→ REQUIRED WORK:
Work out the number of lines with "React" in them. Reply with that number and no other words.
** Start **
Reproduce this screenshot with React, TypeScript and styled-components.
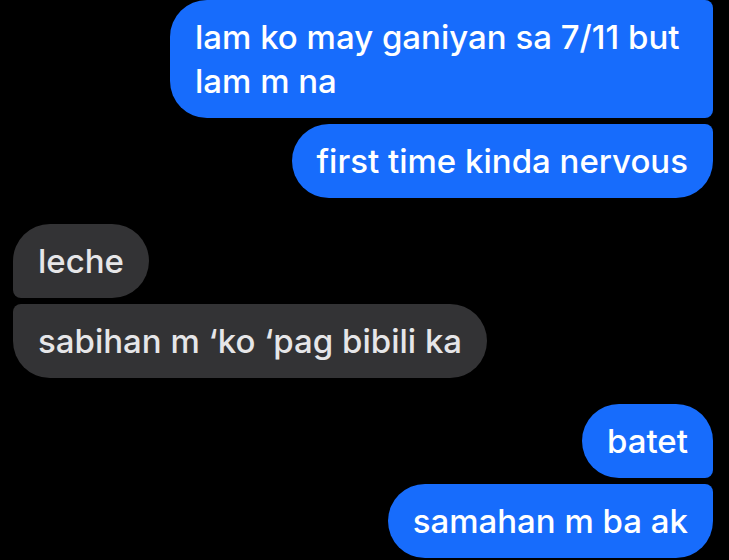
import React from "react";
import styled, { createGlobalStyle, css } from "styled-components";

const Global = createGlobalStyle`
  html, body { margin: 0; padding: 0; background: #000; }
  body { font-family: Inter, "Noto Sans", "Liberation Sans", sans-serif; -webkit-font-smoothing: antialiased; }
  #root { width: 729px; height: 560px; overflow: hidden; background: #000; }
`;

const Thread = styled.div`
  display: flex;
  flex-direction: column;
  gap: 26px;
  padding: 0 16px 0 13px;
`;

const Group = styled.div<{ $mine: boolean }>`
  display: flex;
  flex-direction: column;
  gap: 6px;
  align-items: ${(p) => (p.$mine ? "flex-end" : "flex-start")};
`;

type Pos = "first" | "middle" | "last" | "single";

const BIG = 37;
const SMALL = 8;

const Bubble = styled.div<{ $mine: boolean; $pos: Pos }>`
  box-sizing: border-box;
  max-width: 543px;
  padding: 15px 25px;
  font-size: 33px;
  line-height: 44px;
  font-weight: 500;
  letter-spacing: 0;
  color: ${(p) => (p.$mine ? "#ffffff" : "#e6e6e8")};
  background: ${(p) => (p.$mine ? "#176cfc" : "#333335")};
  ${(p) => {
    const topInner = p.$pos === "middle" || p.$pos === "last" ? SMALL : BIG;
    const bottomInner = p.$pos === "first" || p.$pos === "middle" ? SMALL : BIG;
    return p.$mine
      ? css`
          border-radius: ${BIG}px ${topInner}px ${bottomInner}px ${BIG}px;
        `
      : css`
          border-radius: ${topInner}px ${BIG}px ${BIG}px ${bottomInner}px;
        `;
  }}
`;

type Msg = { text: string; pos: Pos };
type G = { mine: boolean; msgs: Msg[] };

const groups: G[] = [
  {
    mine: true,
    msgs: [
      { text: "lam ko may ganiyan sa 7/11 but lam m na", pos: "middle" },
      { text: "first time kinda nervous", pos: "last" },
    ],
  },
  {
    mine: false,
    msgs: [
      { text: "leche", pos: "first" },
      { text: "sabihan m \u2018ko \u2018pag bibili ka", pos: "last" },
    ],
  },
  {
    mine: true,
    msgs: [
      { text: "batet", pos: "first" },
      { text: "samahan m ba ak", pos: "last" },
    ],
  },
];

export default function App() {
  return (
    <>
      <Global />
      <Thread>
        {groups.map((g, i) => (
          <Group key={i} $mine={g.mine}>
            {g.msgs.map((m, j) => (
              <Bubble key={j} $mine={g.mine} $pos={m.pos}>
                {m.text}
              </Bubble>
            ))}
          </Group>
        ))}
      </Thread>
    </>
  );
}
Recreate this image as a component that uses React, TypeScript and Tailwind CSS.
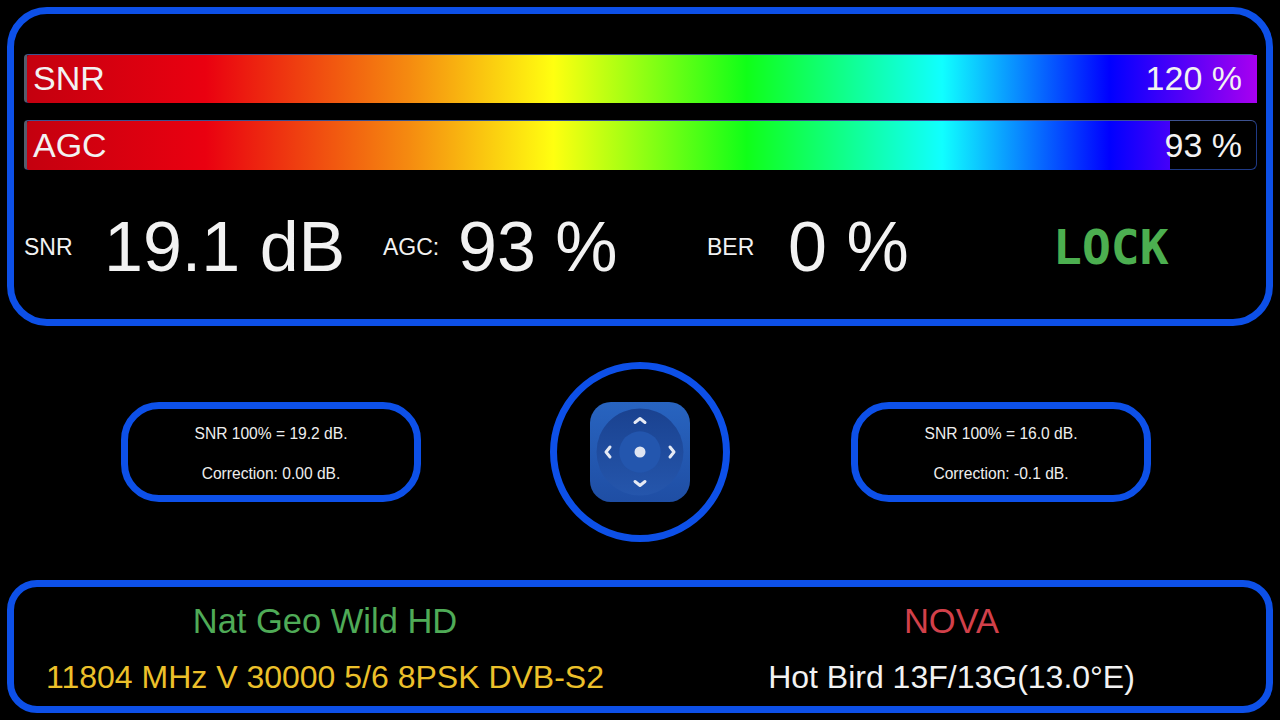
** End **
→ RESPONSE FOR THIS EXERCISE:
3